[Supplied information]:
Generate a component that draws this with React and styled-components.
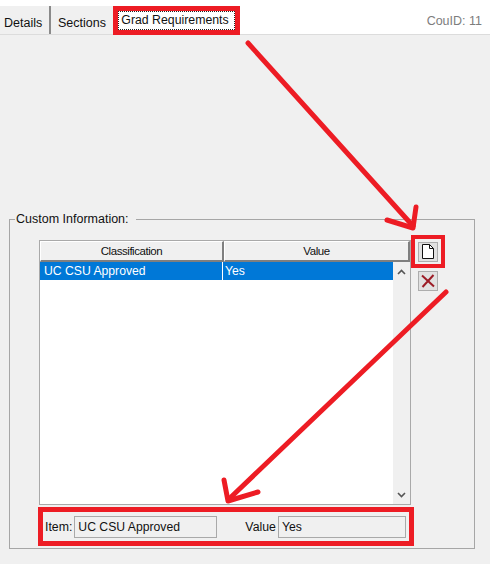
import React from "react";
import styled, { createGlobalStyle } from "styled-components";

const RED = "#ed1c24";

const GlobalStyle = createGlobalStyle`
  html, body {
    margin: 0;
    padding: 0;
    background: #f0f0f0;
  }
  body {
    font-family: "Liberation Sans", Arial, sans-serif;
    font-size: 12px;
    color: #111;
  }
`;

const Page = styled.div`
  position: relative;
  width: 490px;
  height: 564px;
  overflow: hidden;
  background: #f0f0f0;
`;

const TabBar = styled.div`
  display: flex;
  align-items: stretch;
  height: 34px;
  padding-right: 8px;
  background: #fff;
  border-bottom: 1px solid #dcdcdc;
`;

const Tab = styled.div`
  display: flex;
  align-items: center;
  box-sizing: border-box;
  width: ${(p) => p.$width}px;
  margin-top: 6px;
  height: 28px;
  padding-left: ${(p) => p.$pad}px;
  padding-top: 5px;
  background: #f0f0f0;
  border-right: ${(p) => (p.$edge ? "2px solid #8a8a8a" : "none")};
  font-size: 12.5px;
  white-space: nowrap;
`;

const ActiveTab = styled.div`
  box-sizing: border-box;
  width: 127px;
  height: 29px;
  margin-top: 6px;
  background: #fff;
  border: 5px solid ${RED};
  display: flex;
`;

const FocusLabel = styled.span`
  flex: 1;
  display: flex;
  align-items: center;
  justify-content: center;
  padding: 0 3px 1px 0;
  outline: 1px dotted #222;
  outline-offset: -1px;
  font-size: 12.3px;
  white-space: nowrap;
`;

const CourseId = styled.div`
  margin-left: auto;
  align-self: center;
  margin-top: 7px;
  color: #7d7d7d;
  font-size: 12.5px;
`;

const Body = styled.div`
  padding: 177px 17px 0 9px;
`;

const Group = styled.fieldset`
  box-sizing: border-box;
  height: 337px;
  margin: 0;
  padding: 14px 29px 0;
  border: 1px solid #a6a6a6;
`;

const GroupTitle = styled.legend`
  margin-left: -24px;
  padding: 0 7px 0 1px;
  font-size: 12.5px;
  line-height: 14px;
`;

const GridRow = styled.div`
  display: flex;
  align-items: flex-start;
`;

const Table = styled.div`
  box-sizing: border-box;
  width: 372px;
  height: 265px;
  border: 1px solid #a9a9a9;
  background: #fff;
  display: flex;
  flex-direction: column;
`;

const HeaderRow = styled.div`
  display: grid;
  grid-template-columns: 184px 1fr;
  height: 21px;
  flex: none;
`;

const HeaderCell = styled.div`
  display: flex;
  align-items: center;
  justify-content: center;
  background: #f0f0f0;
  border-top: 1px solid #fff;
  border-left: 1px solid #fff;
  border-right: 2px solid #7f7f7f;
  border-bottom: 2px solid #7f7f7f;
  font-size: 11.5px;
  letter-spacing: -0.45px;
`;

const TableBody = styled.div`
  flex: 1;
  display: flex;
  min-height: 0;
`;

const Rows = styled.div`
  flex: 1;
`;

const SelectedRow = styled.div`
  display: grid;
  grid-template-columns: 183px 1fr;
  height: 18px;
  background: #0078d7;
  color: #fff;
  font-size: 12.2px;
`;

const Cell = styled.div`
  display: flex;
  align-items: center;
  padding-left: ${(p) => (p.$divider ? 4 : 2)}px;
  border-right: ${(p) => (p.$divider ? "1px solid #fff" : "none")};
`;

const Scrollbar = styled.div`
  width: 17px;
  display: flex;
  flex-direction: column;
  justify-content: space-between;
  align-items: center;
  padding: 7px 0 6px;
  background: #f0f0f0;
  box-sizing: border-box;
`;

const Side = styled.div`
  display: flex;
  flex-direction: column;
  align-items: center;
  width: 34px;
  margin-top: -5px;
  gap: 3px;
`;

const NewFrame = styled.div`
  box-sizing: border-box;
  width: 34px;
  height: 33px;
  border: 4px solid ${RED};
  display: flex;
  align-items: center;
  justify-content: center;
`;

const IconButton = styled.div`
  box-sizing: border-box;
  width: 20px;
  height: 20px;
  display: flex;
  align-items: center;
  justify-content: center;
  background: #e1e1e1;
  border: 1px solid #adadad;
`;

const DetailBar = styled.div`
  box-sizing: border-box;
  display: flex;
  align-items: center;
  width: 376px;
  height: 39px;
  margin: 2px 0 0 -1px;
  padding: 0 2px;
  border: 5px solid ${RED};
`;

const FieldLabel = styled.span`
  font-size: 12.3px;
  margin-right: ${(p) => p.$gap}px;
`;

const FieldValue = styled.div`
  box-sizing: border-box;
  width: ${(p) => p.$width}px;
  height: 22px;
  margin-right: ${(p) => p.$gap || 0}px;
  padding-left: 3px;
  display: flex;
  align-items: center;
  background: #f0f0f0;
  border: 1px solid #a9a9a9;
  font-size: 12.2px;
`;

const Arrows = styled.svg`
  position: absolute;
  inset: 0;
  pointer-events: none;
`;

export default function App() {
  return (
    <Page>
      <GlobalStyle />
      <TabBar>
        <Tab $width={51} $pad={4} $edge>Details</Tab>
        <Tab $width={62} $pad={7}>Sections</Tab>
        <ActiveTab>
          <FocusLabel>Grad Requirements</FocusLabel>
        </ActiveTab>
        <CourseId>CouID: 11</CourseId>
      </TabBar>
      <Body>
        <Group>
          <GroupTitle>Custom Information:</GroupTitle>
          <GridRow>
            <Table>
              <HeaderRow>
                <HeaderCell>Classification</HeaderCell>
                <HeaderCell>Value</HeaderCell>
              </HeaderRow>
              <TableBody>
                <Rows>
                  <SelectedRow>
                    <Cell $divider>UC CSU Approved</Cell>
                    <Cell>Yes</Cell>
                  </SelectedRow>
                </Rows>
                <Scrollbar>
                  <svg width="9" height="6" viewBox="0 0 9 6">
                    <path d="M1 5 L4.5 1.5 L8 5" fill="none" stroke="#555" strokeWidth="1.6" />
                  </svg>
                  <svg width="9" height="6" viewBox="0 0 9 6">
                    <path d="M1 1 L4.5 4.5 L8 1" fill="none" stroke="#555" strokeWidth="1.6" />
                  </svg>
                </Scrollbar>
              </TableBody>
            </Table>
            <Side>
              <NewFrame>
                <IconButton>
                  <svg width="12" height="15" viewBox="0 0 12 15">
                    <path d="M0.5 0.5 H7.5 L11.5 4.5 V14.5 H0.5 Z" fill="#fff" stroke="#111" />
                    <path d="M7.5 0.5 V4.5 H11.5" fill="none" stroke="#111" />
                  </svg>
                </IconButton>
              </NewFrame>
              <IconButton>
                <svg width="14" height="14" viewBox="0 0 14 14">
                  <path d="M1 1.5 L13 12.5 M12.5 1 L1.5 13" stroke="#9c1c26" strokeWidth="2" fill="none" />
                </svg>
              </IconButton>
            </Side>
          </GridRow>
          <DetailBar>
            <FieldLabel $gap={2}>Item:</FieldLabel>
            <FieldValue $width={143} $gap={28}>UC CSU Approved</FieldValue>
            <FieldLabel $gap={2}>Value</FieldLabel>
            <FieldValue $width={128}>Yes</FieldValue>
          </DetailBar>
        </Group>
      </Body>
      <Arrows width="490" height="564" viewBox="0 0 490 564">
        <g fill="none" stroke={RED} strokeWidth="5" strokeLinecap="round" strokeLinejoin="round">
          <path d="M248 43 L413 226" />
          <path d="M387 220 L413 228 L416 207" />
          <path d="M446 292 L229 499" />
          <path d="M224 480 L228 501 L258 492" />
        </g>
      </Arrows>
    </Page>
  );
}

[What needs to be done]:
Restate the entire listing word for word, excluding pictures.

[Answer to the task]:
Generate a component that draws this with React and styled-components.
import React from "react";
import styled, { createGlobalStyle } from "styled-components";

const RED = "#ed1c24";

const GlobalStyle = createGlobalStyle`
  html, body {
    margin: 0;
    padding: 0;
    background: #f0f0f0;
  }
  body {
    font-family: "Liberation Sans", Arial, sans-serif;
    font-size: 12px;
    color: #111;
  }
`;

const Page = styled.div`
  position: relative;
  width: 490px;
  height: 564px;
  overflow: hidden;
  background: #f0f0f0;
`;

const TabBar = styled.div`
  display: flex;
  align-items: stretch;
  height: 34px;
  padding-right: 8px;
  background: #fff;
  border-bottom: 1px solid #dcdcdc;
`;

const Tab = styled.div`
  display: flex;
  align-items: center;
  box-sizing: border-box;
  width: ${(p) => p.$width}px;
  margin-top: 6px;
  height: 28px;
  padding-left: ${(p) => p.$pad}px;
  padding-top: 5px;
  background: #f0f0f0;
  border-right: ${(p) => (p.$edge ? "2px solid #8a8a8a" : "none")};
  font-size: 12.5px;
  white-space: nowrap;
`;

const ActiveTab = styled.div`
  box-sizing: border-box;
  width: 127px;
  height: 29px;
  margin-top: 6px;
  background: #fff;
  border: 5px solid ${RED};
  display: flex;
`;

const FocusLabel = styled.span`
  flex: 1;
  display: flex;
  align-items: center;
  justify-content: center;
  padding: 0 3px 1px 0;
  outline: 1px dotted #222;
  outline-offset: -1px;
  font-size: 12.3px;
  white-space: nowrap;
`;

const CourseId = styled.div`
  margin-left: auto;
  align-self: center;
  margin-top: 7px;
  color: #7d7d7d;
  font-size: 12.5px;
`;

const Body = styled.div`
  padding: 177px 17px 0 9px;
`;

const Group = styled.fieldset`
  box-sizing: border-box;
  height: 337px;
  margin: 0;
  padding: 14px 29px 0;
  border: 1px solid #a6a6a6;
`;

const GroupTitle = styled.legend`
  margin-left: -24px;
  padding: 0 7px 0 1px;
  font-size: 12.5px;
  line-height: 14px;
`;

const GridRow = styled.div`
  display: flex;
  align-items: flex-start;
`;

const Table = styled.div`
  box-sizing: border-box;
  width: 372px;
  height: 265px;
  border: 1px solid #a9a9a9;
  background: #fff;
  display: flex;
  flex-direction: column;
`;

const HeaderRow = styled.div`
  display: grid;
  grid-template-columns: 184px 1fr;
  height: 21px;
  flex: none;
`;

const HeaderCell = styled.div`
  display: flex;
  align-items: center;
  justify-content: center;
  background: #f0f0f0;
  border-top: 1px solid #fff;
  border-left: 1px solid #fff;
  border-right: 2px solid #7f7f7f;
  border-bottom: 2px solid #7f7f7f;
  font-size: 11.5px;
  letter-spacing: -0.45px;
`;

const TableBody = styled.div`
  flex: 1;
  display: flex;
  min-height: 0;
`;

const Rows = styled.div`
  flex: 1;
`;

const SelectedRow = styled.div`
  display: grid;
  grid-template-columns: 183px 1fr;
  height: 18px;
  background: #0078d7;
  color: #fff;
  font-size: 12.2px;
`;

const Cell = styled.div`
  display: flex;
  align-items: center;
  padding-left: ${(p) => (p.$divider ? 4 : 2)}px;
  border-right: ${(p) => (p.$divider ? "1px solid #fff" : "none")};
`;

const Scrollbar = styled.div`
  width: 17px;
  display: flex;
  flex-direction: column;
  justify-content: space-between;
  align-items: center;
  padding: 7px 0 6px;
  background: #f0f0f0;
  box-sizing: border-box;
`;

const Side = styled.div`
  display: flex;
  flex-direction: column;
  align-items: center;
  width: 34px;
  margin-top: -5px;
  gap: 3px;
`;

const NewFrame = styled.div`
  box-sizing: border-box;
  width: 34px;
  height: 33px;
  border: 4px solid ${RED};
  display: flex;
  align-items: center;
  justify-content: center;
`;

const IconButton = styled.div`
  box-sizing: border-box;
  width: 20px;
  height: 20px;
  display: flex;
  align-items: center;
  justify-content: center;
  background: #e1e1e1;
  border: 1px solid #adadad;
`;

const DetailBar = styled.div`
  box-sizing: border-box;
  display: flex;
  align-items: center;
  width: 376px;
  height: 39px;
  margin: 2px 0 0 -1px;
  padding: 0 2px;
  border: 5px solid ${RED};
`;

const FieldLabel = styled.span`
  font-size: 12.3px;
  margin-right: ${(p) => p.$gap}px;
`;

const FieldValue = styled.div`
  box-sizing: border-box;
  width: ${(p) => p.$width}px;
  height: 22px;
  margin-right: ${(p) => p.$gap || 0}px;
  padding-left: 3px;
  display: flex;
  align-items: center;
  background: #f0f0f0;
  border: 1px solid #a9a9a9;
  font-size: 12.2px;
`;

const Arrows = styled.svg`
  position: absolute;
  inset: 0;
  pointer-events: none;
`;

export default function App() {
  return (
    <Page>
      <GlobalStyle />
      <TabBar>
        <Tab $width={51} $pad={4} $edge>Details</Tab>
        <Tab $width={62} $pad={7}>Sections</Tab>
        <ActiveTab>
          <FocusLabel>Grad Requirements</FocusLabel>
        </ActiveTab>
        <CourseId>CouID: 11</CourseId>
      </TabBar>
      <Body>
        <Group>
          <GroupTitle>Custom Information:</GroupTitle>
          <GridRow>
            <Table>
              <HeaderRow>
                <HeaderCell>Classification</HeaderCell>
                <HeaderCell>Value</HeaderCell>
              </HeaderRow>
              <TableBody>
                <Rows>
                  <SelectedRow>
                    <Cell $divider>UC CSU Approved</Cell>
                    <Cell>Yes</Cell>
                  </SelectedRow>
                </Rows>
                <Scrollbar>
                  <svg width="9" height="6" viewBox="0 0 9 6">
                    <path d="M1 5 L4.5 1.5 L8 5" fill="none" stroke="#555" strokeWidth="1.6" />
                  </svg>
                  <svg width="9" height="6" viewBox="0 0 9 6">
                    <path d="M1 1 L4.5 4.5 L8 1" fill="none" stroke="#555" strokeWidth="1.6" />
                  </svg>
                </Scrollbar>
              </TableBody>
            </Table>
            <Side>
              <NewFrame>
                <IconButton>
                  <svg width="12" height="15" viewBox="0 0 12 15">
                    <path d="M0.5 0.5 H7.5 L11.5 4.5 V14.5 H0.5 Z" fill="#fff" stroke="#111" />
                    <path d="M7.5 0.5 V4.5 H11.5" fill="none" stroke="#111" />
                  </svg>
                </IconButton>
              </NewFrame>
              <IconButton>
                <svg width="14" height="14" viewBox="0 0 14 14">
                  <path d="M1 1.5 L13 12.5 M12.5 1 L1.5 13" stroke="#9c1c26" strokeWidth="2" fill="none" />
                </svg>
              </IconButton>
            </Side>
          </GridRow>
          <DetailBar>
            <FieldLabel $gap={2}>Item:</FieldLabel>
            <FieldValue $width={143} $gap={28}>UC CSU Approved</FieldValue>
            <FieldLabel $gap={2}>Value</FieldLabel>
            <FieldValue $width={128}>Yes</FieldValue>
          </DetailBar>
        </Group>
      </Body>
      <Arrows width="490" height="564" viewBox="0 0 490 564">
        <g fill="none" stroke={RED} strokeWidth="5" strokeLinecap="round" strokeLinejoin="round">
          <path d="M248 43 L413 226" />
          <path d="M387 220 L413 228 L416 207" />
          <path d="M446 292 L229 499" />
          <path d="M224 480 L228 501 L258 492" />
        </g>
      </Arrows>
    </Page>
  );
}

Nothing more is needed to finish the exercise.